That accusation is nastier than plain failure. If you blew it, at least it was your mess, your fingerprints on the glass.
And yes, I hear the irony as my chair creaks and I type this: we’re terrified of being mistaken for the very machines that were trained on the way humans write. The room is quiet, but the pressure has teeth.
Before we go on, I’m going to do one thing I always do at Free AstroScience when a concept gets technical: I’ll simplify it on purpose, so you can hold it in your hands. Algorithms, ranking systems, and text models aren’t magic; they’re pattern machines, and they love whatever looks like an average of everything they’ve already swallowed.
Three Ideas That Should Make You Uncomfortable
Let me throw three sharp stones into the pond and listen to the splash.
The first: the mainstream worship of “clarity” is turning prose into sterile packaging, and it’s not making readers smarter—it’s making them drowsy . You can almost hear the vacuum seal tightening around each sentence, that soft hiss of air being sucked out.

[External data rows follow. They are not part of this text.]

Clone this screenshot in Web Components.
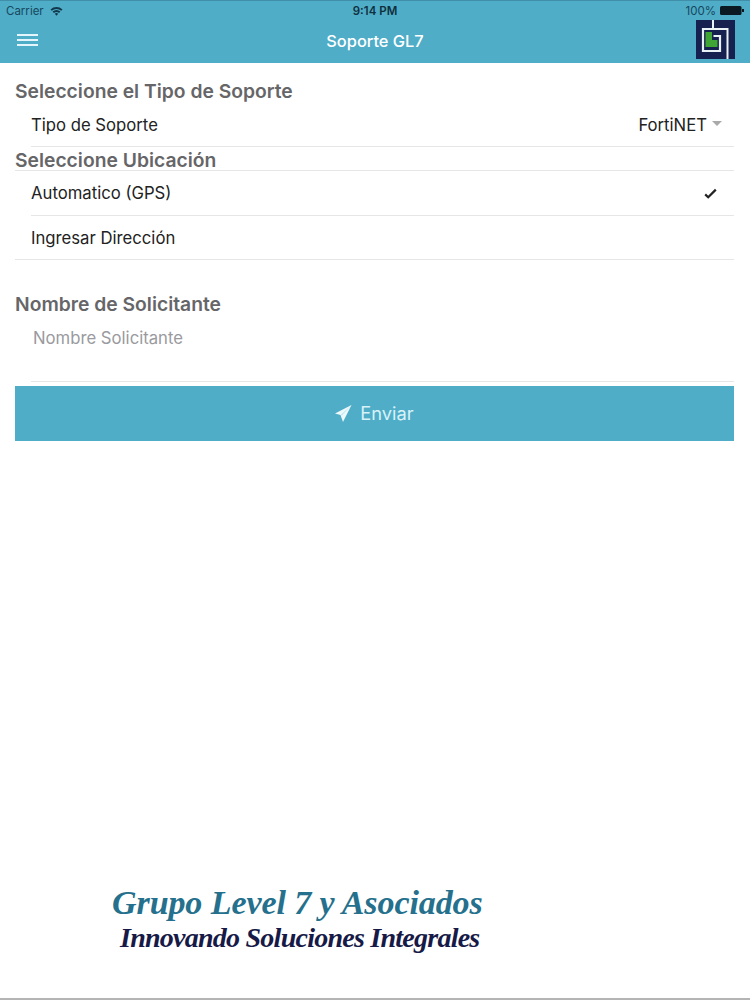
<!DOCTYPE html>
<html lang="es">
<head>
<meta charset="utf-8">
<title>Soporte GL7</title>
<style>
  html, body { margin: 0; height: 100%; background: #fff; }
  body { font-family: Inter, "Liberation Sans", sans-serif; }
  app-shell { height: 1000px; }
</style>
</head>
<body>
<app-shell>
  <nav-bar slot="top" title="Soporte GL7"></nav-bar>
  <form-title style="--top:19px;--h:20px">Seleccione el Tipo de Soporte</form-title>
  <list-row style="--h:45px;--pt:1px">Tipo de Soporte<select-value slot="end">FortiNET</select-value></list-row>
  <form-title style="--top:3px;--h:21px;--lh:20px" data-full>Seleccione Ubicación</form-title>
  <list-row style="--h:45px">Automatico (GPS)<check-mark slot="end"></check-mark></list-row>
  <list-row style="--h:44px" data-full>Ingresar Dirección</list-row>
  <form-title style="--top:34px;--h:20px;--lh:20px">Nombre de Solicitante</form-title>
  <text-field placeholder="Nombre Solicitante"></text-field>
  <send-button>Enviar</send-button>
  <brand-footer slot="bottom"></brand-footer>
</app-shell>
<script>
class AppShell extends HTMLElement {
  constructor() {
    super();
    this.attachShadow({mode: 'open'}).innerHTML = `<style>
      :host { display: flex; flex-direction: column; }
      main { flex: 1; padding: 0 16px 0 15px; display: flex; flex-direction: column; }
    </style>
    <slot name="top"></slot>
    <main><slot></slot></main>
    <slot name="bottom"></slot>`;
  }
}

class NavBar extends HTMLElement {
  constructor() {
    super();
    this.attachShadow({mode: 'open'}).innerHTML = `<style>
      :host { display: block; height: 63px; background: #4fadc7; border-top: 1px solid #3f8fa8; box-sizing: border-box; position: relative; }
      .status { height: 19px; display: flex; align-items: center; justify-content: space-between; padding: 0 6px; font-size: 11.5px; color: #16485f; }
      .status > div { flex: 1; display: flex; align-items: center; gap: 6px; }
      .clock { justify-content: center; font-weight: 600; color: #10303f; }
      .batt { justify-content: flex-end; gap: 4px !important; }
      .nav { height: 43px; display: flex; align-items: center; justify-content: center; position: relative; color: #fff; font-size: 16.4px; font-weight: 500; padding-bottom: 2px; box-sizing: border-box; }
      .menu { position: absolute; left: 17px; top: 14px; width: 21px; height: 12px; display: flex; flex-direction: column; justify-content: space-between; }
      .menu i { display: block; height: 2px; background: #e4f6fb; }
      svg { display: block; }
      .logo { position: absolute; left: 696px; top: 19px; }
    </style>
    <div class="status">
      <div>Carrier
        <svg width="13" height="10" viewBox="0 0 13 10"><path d="M0.5 3.4A9 9 0 0 1 12.5 3.4L11.2 4.8A7 7 0 0 0 1.8 4.8Z M2.6 5.6A6 6 0 0 1 10.4 5.6L9.1 7A4 4 0 0 0 3.9 7Z M4.8 7.8A2.6 2.6 0 0 1 8.2 7.8L6.5 9.7Z" fill="#12384c"/></svg>
      </div>
      <div class="clock">9:14 PM</div>
      <div class="batt">100%
        <svg width="24" height="9" viewBox="0 0 24 9"><rect x="0" y="0" width="21.5" height="9" rx="1.5" fill="#0b1a22"/><rect x="22" y="3" width="2" height="3" fill="#0b1a22"/></svg>
      </div>
    </div>
    <div class="nav">
      <div class="menu"><i></i><i></i><i></i></div>
      <span></span>
    </div>
    <svg class="logo" width="39" height="39" viewBox="0 0 39 39">
      <rect width="39" height="39" fill="#17214f"/>
      <path d="M17 0V9H31.500V39" fill="none" stroke="#e9f2f4" stroke-width="2"/>
      <path d="M17 9H7V31H24V16H17.500" fill="none" stroke="#e9f2f4" stroke-width="2.200"/>
      <path d="M9.500 12H16V20H21.500V27H9.500Z" fill="#3fa535"/>
    </svg>`;
    this.shadowRoot.querySelector('.nav span').textContent = this.getAttribute('title');
  }
}

class FormTitle extends HTMLElement {
  constructor() {
    super();
    this.attachShadow({mode: 'open'}).innerHTML = `<style>
      :host { display: block; margin-top: var(--top, 0); height: var(--h, 20px); box-sizing: border-box; line-height: var(--lh, 18px); font-size: 19.3px; font-weight: 600; color: #666668; }
      :host([data-full]) { border-bottom: 1px solid #e6e6e6; }
    </style><slot></slot>`;
  }
}

class ListRow extends HTMLElement {
  constructor() {
    super();
    this.attachShadow({mode: 'open'}).innerHTML = `<style>
      :host { display: block; font-size: 16.7px; color: #222; }
      .row { height: var(--h, 45px); box-sizing: border-box; margin-left: 16px; padding: var(--pt, 0) 0 0; display: flex; align-items: center; justify-content: space-between; border-bottom: 1px solid #e6e6e6; }
      :host([data-full]) .row { margin-left: 0; padding-left: 16px; }
    </style><div class="row"><span><slot></slot></span><slot name="end"></slot></div>`;
  }
}

class SelectValue extends HTMLElement {
  constructor() {
    super();
    this.attachShadow({mode: 'open'}).innerHTML = `<style>
      :host { display: flex; align-items: center; gap: 5px; padding-right: 12px; }
      i { width: 0; height: 0; border: 5px solid transparent; border-top: 5px solid #aaa; border-bottom: 0; margin-top: -3px; }
    </style><slot></slot><i></i>`;
  }
}

class CheckMark extends HTMLElement {
  constructor() {
    super();
    this.attachShadow({mode: 'open'}).innerHTML = `<style>
      :host { display: block; padding-right: 17px; }
      svg { display: block; }
    </style><svg width="13" height="11" viewBox="0 0 13 11"><path d="M1.2 6.4 4.2 9.2 11.800 1.600" fill="none" stroke="#222" stroke-width="2.200"/></svg>`;
  }
}

class TextField extends HTMLElement {
  constructor() {
    super();
    this.attachShadow({mode: 'open'}).innerHTML = `<style>
      :host { display: block; margin-left: 16px; height: 68px; box-sizing: border-box; border-bottom: 1px solid #e6e6e6; padding: 14px 0 0 2px; }
      input { border: 0; outline: 0; padding: 0; width: 100%; height: 20px; font: 16.7px Inter, "Liberation Sans", sans-serif; background: transparent; }
      input::placeholder { color: #9a9a9e; opacity: 1; }
    </style><input type="text">`;
    this.shadowRoot.querySelector('input').placeholder = this.getAttribute('placeholder');
  }
}

class SendButton extends HTMLElement {
  constructor() {
    super();
    this.attachShadow({mode: 'open'}).innerHTML = `<style>
      :host { display: flex; margin-top: 4px; height: 55px; box-sizing: border-box; padding-bottom: 1px; background: #4fadc7; color: #d8f2f8; font-size: 18.300px; align-items: center; justify-content: center; gap: 8px; }
      svg { display: block; }
    </style><svg width="17" height="17" viewBox="0 0 17 17"><path d="M16.500 0 0 8.500 5.500 10 8 17Z" fill="#eef9fc"/><path d="M16.500 0 5.500 10 7 10.500Z" fill="#c4e8f1"/></svg><slot></slot>`;
  }
}

class BrandFooter extends HTMLElement {
  constructor() {
    super();
    this.attachShadow({mode: 'open'}).innerHTML = `<style>
      :host { display: block; border-bottom: 2px solid #b4b4b4; height: 128px; box-sizing: border-box; padding: 12px 0 0 112px; font-family: "Liberation Serif", serif; font-style: italic; font-weight: 700; }
      div { white-space: nowrap; }
      .a { font-size: 34px; line-height: 38px; color: #25708c; letter-spacing: -.08px; }
      .b { font-size: 28px; line-height: 32px; color: #171a47; margin-left: 8px; letter-spacing: -.75px; }
    </style><div class="a">Grupo Level 7 y Asociados</div><div class="b">Innovando Soluciones Integrales</div>`;
  }
}

customElements.define('app-shell', AppShell);
customElements.define('nav-bar', NavBar);
customElements.define('form-title', FormTitle);
customElements.define('list-row', ListRow);
customElements.define('select-value', SelectValue);
customElements.define('check-mark', CheckMark);
customElements.define('text-field', TextField);
customElements.define('send-button', SendButton);
customElements.define('brand-footer', BrandFooter);
</script>
</body>
</html>
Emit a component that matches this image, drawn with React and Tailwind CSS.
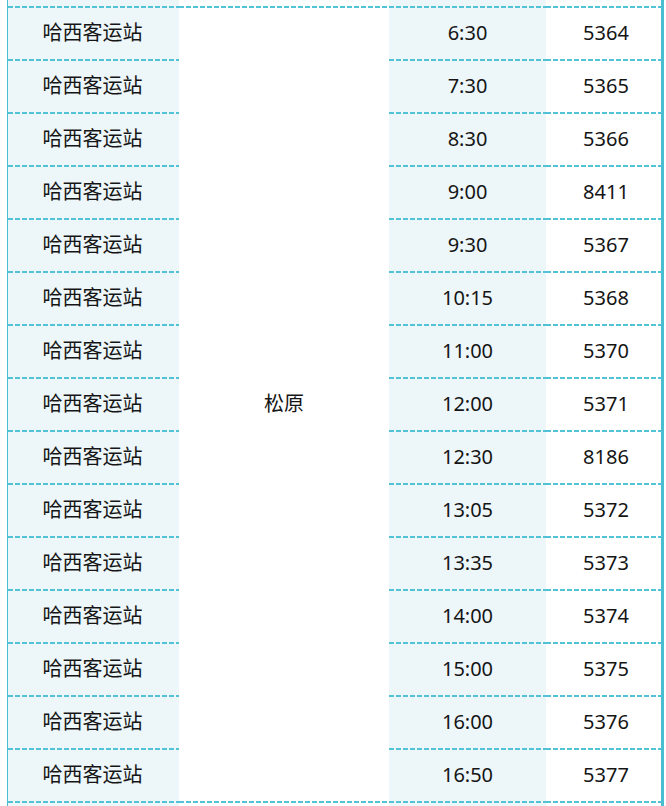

The second: SEO and “content structure” don’t serve human curiosity; they serve predictability, and predictability is the enemy of surprise . You can feel it in your wrists after a long day—writing starts to resemble filling out a form, not telling the truth .
The third: our obsession with spotting AI text is training people to distrust any writing that sounds competent. The suspicion that a piece is “too similar” to a machine becomes a stain that doesn’t wash out, even if the author is, as the source puts it, “flesh, blood, and caffeine”.
If those three ideas make you bristle, good. That bristle is the sound of your human ear catching something off-key in the culture.
The Trap: “Simplify Everything”
Here’s the cultural damage I recognise in my own drafts: simplification at all costs. Every thought must be neat, linear, instantly processable, like it’s being run through a scanner that hates smudges.
But reality—the kind you and I actually live, with odd pauses, mixed motives, and embarrassing memories that pop up in the shower—is not neat. Reality is disordered, sometimes absurd, often poetic in the wrong place, and full of “useless details” that still make you feel the scene.
When we scrub those details out, we don’t get “better” writing. We get polished prose that looks flawless and feels like chewing on cardboard, what the source calls “Maximum Informative Efficiency” and, more honestly, “Maximum Boredom Guaranteed”.
AI loves averages and hates rough edges. It hates the little, unnecessary gestures, the sentences that vibrate for no documented reason. And if you start writing as if your only job is to avoid confusing a machine, you shrink into the creative freedom of a change-of-address form .
I know, because I’ve done it. I’ve watched myself do it, with the faint buzz of the laptop fan sounding like a warning.
The Other Trap: “Engineer Everything”
Then, just when you try to rebel by getting weird, the ecosystem pushes you toward complication . Not the fun kind—no playful style, no risky leap—but “narrative engineering,” where every paragraph must sit in the right place like pipes in an industrial plant .
SEO demands structure, Google demands relevance, and generative models demand sentences so predictable they can be summarised like a datasheet . Meanwhile the reader—poor soul—just wants not to be bothered by the machinery .
The source nails this as an impossible triangle: humans want brilliance, Google wants consistency, and models want compressible predictability . You can almost hear the grind of gears when you try to satisfy all three at once, like a shopping trolley with one bad wheel.
And it gets darker when the machine refuses to explain itself. The moment that stuck with me is painfully familiar: someone asks a model why one text gets indexed and another disappears, and the answer is the universal shrug—“It depends on the context” . That line has the texture of wet soap: it slips right out of your hands.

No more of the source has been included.